TASK DIRECTIONS |
Look through the material below and count the lines with the string "this". Report only the count.

INFORMATION SUPPLIED |

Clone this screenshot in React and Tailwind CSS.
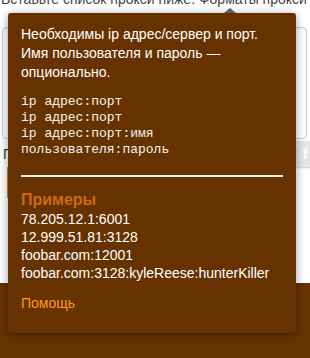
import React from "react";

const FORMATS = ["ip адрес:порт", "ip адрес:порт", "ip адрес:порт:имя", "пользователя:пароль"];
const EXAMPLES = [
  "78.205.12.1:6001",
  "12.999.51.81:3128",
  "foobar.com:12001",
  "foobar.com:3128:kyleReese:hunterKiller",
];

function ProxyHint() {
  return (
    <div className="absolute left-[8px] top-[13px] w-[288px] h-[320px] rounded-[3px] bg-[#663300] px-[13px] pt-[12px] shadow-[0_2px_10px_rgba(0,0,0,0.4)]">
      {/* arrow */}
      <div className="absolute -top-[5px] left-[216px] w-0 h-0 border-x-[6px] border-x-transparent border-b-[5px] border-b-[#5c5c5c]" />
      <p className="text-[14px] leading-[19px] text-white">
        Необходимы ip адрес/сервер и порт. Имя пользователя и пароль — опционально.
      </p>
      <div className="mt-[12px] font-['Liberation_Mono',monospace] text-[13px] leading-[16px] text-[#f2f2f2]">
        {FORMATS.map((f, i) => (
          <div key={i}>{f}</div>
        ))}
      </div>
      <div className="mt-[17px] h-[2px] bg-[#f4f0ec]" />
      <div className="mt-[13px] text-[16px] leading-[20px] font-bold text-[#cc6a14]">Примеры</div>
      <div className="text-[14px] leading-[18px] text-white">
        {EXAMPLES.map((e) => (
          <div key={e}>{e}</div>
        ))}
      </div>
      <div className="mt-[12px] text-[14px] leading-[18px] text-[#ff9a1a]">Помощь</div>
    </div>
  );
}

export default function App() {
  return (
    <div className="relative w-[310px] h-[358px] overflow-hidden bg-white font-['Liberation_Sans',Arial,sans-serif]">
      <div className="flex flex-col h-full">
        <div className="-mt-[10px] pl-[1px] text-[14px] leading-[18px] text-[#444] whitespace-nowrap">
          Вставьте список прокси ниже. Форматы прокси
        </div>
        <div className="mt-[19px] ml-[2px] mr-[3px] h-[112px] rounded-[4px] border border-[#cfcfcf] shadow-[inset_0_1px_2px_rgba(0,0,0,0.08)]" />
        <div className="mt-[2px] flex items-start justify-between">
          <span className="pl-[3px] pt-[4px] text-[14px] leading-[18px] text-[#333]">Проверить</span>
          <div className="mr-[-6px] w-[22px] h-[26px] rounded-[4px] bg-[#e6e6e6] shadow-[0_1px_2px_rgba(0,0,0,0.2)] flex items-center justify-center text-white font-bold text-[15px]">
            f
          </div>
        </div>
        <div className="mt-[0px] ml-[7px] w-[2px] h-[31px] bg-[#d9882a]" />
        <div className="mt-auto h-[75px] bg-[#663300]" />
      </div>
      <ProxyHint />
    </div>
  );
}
--
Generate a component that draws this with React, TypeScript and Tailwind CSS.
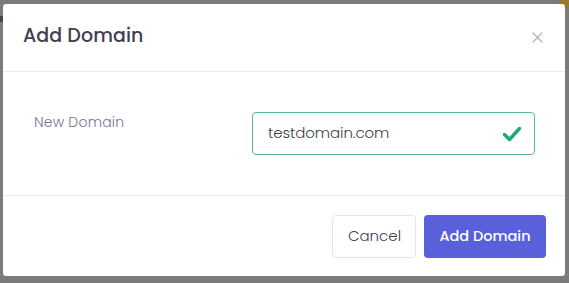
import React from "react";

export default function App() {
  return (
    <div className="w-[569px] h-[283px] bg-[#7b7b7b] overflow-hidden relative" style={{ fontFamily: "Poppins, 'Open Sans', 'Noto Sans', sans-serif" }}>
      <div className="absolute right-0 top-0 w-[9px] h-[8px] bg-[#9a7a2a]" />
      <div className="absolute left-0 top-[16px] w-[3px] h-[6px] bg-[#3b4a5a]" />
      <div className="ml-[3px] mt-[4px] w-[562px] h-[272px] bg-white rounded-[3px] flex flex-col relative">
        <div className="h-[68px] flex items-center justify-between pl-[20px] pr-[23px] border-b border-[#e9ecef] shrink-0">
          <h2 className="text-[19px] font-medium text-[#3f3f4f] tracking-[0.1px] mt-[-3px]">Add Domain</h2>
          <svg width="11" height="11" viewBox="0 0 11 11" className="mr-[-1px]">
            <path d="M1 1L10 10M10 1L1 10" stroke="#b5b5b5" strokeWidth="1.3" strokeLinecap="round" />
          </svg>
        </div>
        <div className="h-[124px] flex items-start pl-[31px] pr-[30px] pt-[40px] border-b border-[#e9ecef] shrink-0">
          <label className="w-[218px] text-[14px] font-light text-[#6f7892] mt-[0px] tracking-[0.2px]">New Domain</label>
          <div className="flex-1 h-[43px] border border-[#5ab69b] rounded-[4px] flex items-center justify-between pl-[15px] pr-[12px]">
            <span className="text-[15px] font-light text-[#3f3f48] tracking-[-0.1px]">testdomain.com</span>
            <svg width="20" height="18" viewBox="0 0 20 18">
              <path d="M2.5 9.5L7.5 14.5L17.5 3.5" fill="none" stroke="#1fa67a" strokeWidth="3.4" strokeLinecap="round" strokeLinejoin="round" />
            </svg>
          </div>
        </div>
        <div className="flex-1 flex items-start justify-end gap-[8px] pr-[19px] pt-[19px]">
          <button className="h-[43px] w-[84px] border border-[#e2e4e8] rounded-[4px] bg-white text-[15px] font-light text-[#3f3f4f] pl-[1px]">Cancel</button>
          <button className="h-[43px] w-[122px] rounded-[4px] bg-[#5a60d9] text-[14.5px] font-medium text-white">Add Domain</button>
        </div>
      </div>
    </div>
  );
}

FINISHED EXERCISE |
2